------ Information shown
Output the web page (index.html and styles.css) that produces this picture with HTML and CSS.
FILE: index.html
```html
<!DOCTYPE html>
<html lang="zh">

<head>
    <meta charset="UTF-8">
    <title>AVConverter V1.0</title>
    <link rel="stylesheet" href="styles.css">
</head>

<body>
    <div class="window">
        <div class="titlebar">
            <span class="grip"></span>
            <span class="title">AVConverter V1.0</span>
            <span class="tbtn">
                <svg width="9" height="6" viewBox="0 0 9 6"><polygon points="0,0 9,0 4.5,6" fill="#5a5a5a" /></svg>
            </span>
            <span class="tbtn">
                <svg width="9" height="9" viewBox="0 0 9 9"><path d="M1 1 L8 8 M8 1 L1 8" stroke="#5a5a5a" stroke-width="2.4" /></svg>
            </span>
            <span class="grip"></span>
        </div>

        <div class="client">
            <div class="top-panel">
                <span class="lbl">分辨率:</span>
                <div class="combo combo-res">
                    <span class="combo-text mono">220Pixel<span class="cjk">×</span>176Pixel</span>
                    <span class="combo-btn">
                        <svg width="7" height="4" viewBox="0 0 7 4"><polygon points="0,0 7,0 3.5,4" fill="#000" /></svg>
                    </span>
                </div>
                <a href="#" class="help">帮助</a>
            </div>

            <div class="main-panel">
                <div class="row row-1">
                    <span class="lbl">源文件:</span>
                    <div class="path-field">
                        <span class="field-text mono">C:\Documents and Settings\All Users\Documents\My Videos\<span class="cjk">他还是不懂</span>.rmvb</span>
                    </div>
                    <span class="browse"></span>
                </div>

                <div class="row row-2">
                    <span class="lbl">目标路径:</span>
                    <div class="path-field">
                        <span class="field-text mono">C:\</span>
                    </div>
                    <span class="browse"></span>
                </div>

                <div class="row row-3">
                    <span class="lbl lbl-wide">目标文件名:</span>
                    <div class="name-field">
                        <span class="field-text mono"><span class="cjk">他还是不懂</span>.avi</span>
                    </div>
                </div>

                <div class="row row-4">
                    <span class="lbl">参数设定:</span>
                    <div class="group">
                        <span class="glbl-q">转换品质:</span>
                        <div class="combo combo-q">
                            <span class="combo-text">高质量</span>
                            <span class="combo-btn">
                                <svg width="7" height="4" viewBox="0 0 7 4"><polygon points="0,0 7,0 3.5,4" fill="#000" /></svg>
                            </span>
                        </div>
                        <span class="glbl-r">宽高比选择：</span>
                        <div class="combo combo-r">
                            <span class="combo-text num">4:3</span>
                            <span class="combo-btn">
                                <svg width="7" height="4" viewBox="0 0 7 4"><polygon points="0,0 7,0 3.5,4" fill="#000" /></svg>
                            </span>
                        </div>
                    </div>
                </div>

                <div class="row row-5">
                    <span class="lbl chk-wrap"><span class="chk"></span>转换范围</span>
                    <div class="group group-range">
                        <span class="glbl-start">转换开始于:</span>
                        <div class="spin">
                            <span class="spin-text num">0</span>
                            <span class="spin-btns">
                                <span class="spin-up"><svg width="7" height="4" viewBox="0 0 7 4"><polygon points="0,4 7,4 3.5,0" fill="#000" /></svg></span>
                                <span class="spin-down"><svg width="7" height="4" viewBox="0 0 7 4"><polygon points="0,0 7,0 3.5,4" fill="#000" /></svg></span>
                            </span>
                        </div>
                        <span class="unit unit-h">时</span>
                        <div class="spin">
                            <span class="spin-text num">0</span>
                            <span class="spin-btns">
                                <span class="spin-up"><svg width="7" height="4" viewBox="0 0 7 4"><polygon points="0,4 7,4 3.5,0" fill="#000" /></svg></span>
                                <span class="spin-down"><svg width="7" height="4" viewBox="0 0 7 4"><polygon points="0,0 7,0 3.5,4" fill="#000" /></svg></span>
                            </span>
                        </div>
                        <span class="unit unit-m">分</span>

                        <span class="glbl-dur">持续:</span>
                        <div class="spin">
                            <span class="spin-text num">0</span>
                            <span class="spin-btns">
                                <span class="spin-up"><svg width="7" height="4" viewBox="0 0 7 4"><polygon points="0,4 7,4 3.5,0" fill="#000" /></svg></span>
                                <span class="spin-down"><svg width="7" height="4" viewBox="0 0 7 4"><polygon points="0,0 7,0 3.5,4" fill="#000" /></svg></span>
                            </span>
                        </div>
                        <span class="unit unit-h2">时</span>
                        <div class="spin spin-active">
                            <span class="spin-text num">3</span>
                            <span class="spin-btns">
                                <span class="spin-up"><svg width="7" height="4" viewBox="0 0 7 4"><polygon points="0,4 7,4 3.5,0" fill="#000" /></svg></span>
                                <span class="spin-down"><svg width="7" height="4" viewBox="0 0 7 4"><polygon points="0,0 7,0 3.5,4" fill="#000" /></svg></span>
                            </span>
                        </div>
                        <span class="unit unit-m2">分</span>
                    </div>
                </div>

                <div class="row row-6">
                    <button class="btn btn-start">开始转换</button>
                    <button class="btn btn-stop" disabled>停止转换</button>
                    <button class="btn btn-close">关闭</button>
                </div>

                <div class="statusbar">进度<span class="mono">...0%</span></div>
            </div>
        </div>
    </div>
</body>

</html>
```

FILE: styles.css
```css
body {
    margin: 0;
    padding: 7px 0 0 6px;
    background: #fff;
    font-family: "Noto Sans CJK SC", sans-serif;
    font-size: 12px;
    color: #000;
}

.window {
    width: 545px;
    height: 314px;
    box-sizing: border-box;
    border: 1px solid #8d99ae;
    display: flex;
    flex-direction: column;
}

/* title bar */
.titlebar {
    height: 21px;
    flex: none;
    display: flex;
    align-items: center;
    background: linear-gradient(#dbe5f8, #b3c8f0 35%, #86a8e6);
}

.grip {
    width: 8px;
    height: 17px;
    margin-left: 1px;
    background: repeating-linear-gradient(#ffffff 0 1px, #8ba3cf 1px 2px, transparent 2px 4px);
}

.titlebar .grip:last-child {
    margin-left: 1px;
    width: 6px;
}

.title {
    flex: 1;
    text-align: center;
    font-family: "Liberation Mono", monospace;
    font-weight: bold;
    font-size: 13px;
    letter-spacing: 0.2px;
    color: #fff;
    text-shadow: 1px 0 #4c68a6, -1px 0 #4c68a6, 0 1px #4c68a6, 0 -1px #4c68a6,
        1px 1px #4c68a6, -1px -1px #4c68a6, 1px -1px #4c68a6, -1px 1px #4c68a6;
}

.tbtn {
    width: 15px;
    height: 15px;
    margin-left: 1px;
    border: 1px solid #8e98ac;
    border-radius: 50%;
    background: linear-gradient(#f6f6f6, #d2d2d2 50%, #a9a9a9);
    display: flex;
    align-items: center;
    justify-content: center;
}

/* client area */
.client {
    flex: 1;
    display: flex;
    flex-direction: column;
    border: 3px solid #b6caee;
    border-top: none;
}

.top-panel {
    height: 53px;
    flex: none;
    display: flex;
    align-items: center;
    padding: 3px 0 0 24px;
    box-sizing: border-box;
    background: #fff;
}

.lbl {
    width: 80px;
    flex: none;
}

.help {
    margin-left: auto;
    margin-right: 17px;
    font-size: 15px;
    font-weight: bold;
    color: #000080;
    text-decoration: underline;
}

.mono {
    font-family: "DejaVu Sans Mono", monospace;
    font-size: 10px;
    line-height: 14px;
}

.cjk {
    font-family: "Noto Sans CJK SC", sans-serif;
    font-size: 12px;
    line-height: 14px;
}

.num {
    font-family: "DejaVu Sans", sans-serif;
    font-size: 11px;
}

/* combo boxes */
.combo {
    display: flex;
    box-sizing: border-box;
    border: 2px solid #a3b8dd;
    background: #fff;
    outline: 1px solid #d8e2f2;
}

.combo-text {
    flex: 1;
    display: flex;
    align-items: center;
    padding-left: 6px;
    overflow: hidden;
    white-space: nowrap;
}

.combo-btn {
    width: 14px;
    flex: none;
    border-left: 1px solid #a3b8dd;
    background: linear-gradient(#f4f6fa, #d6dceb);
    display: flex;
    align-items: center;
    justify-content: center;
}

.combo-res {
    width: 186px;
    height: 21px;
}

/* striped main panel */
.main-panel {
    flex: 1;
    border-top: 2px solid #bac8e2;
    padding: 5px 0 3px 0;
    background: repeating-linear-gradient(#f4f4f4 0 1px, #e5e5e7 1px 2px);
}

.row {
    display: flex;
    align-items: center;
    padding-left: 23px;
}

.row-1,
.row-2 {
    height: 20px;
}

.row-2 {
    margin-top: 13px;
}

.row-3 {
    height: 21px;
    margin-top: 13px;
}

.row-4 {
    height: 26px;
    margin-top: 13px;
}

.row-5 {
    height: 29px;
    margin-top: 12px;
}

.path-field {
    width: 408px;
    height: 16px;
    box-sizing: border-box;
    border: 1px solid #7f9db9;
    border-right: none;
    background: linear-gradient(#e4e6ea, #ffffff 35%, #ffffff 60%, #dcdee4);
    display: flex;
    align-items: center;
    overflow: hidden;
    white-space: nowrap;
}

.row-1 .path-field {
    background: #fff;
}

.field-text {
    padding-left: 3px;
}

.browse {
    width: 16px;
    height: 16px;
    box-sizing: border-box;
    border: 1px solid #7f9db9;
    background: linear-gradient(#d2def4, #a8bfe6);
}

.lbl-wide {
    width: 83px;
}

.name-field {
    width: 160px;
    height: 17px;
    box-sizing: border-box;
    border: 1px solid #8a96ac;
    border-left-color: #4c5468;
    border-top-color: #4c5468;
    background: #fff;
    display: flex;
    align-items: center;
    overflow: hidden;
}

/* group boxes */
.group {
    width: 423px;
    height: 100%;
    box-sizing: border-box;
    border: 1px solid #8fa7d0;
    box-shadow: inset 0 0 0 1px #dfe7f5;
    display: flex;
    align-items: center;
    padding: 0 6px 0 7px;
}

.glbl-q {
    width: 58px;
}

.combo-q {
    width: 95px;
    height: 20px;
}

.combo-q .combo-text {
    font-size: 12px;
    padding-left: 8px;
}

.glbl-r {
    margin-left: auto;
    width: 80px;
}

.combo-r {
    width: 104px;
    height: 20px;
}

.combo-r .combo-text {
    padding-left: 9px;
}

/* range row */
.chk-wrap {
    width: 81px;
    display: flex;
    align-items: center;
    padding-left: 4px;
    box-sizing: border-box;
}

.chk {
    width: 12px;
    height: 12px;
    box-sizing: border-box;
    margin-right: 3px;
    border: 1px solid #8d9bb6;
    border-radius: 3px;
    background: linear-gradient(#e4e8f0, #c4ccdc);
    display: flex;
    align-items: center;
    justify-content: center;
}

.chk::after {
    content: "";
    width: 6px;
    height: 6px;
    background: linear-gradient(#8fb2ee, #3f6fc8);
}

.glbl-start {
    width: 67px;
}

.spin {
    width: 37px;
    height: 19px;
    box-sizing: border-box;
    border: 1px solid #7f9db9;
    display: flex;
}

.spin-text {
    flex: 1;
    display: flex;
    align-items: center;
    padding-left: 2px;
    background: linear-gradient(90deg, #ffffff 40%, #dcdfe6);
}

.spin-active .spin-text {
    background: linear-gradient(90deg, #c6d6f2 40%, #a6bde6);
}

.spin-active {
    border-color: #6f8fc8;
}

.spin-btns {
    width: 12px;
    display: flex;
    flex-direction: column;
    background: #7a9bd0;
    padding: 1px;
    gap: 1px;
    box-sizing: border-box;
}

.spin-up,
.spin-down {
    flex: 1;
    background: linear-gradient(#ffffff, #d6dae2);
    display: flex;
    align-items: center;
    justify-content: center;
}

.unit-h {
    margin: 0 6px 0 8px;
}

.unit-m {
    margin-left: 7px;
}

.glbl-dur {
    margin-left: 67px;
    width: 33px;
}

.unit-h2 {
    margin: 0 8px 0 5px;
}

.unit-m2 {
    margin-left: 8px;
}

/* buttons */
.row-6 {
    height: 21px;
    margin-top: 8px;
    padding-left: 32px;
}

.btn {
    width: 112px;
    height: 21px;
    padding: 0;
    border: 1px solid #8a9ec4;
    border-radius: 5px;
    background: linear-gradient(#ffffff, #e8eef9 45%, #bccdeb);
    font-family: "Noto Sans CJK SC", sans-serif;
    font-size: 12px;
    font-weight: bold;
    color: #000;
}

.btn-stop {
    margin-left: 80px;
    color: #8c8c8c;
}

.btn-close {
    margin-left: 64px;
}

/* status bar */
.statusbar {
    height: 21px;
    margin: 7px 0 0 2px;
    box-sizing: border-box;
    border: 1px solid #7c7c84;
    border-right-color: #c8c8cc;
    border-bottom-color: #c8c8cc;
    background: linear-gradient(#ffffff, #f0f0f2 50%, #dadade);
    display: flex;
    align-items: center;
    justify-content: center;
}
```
------------
------ Information shown
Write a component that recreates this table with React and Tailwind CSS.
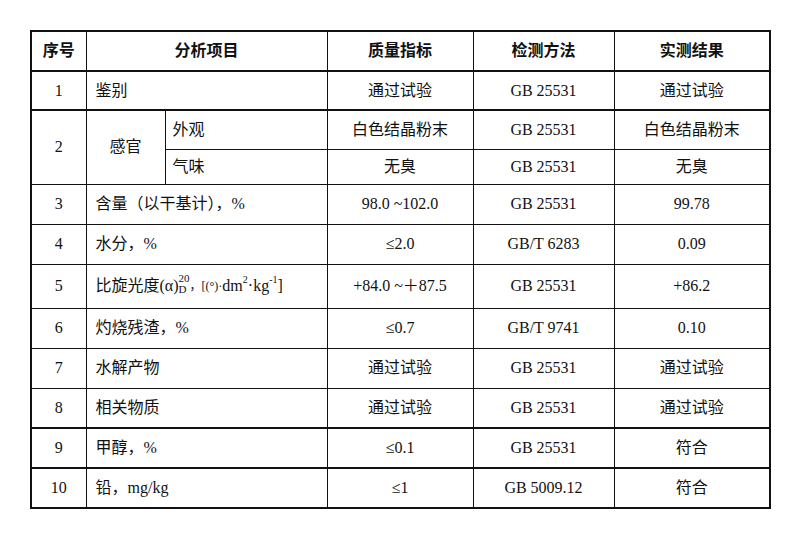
------------
------ Information shown
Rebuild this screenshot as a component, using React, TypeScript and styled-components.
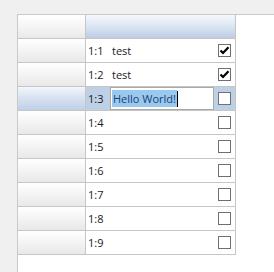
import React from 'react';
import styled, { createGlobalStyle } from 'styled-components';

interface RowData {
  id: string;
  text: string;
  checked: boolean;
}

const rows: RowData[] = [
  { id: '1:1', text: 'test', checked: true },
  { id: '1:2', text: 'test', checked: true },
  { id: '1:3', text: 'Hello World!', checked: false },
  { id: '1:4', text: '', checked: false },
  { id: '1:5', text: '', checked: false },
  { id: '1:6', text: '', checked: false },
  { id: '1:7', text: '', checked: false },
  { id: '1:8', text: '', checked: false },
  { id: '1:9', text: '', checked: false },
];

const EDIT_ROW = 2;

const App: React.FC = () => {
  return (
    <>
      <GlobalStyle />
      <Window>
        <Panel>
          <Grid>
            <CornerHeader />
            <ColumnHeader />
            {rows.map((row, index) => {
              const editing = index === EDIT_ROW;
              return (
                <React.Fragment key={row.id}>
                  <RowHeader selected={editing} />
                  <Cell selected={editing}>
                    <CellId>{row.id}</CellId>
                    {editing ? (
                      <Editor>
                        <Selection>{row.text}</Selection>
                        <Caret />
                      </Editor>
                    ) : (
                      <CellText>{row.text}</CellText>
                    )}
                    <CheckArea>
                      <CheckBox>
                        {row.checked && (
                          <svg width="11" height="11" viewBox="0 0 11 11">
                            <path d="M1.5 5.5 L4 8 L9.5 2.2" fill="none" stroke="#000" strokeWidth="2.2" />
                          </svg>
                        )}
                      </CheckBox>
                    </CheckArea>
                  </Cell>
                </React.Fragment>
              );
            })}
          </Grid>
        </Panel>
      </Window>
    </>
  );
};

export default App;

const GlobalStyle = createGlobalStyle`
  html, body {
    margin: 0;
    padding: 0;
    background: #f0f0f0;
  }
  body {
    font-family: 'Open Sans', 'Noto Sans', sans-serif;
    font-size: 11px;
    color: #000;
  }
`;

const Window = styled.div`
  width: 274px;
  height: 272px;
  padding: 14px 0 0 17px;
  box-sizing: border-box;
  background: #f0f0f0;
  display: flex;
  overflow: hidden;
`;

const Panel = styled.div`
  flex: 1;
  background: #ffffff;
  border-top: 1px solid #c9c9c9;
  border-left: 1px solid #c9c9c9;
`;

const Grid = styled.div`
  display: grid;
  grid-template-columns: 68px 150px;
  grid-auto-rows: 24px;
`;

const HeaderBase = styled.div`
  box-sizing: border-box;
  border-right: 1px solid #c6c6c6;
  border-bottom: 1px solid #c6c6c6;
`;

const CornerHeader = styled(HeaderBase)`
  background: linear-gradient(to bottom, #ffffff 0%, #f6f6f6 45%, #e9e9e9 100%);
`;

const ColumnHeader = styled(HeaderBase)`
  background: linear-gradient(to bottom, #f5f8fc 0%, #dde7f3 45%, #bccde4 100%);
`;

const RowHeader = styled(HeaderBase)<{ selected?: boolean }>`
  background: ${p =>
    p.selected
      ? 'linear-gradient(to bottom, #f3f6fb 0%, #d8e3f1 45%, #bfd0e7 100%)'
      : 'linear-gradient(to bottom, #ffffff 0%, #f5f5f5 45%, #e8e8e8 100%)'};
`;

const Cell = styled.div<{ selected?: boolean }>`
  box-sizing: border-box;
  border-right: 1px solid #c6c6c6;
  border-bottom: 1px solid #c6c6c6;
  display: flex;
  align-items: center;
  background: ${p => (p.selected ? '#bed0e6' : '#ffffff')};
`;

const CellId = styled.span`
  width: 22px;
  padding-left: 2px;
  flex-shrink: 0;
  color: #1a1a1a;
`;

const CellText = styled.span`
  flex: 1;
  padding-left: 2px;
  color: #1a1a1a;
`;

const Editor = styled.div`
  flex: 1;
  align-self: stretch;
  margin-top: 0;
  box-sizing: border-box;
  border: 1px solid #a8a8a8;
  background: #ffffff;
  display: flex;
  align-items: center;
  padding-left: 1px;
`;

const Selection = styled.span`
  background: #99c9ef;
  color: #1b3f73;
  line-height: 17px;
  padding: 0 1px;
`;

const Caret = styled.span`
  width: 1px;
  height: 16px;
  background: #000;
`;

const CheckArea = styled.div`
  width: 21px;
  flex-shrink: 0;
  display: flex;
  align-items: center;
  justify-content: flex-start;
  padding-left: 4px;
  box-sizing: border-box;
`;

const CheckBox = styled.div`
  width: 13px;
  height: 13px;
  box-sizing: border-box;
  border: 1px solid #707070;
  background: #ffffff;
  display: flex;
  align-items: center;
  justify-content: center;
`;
------------
## Required work:
In the records above, find the line with "Rebuild this screenshot" and the line with "const EDIT_ROW = 2;", then restate word for word only those two lines and all lines between, omitting pictures.

## Solved exercise:
Rebuild this screenshot as a component, using React, TypeScript and styled-components.
import React from 'react';
import styled, { createGlobalStyle } from 'styled-components';

interface RowData {
  id: string;
  text: string;
  checked: boolean;
}

const rows: RowData[] = [
  { id: '1:1', text: 'test', checked: true },
  { id: '1:2', text: 'test', checked: true },
  { id: '1:3', text: 'Hello World!', checked: false },
  { id: '1:4', text: '', checked: false },
  { id: '1:5', text: '', checked: false },
  { id: '1:6', text: '', checked: false },
  { id: '1:7', text: '', checked: false },
  { id: '1:8', text: '', checked: false },
  { id: '1:9', text: '', checked: false },
];

const EDIT_ROW = 2;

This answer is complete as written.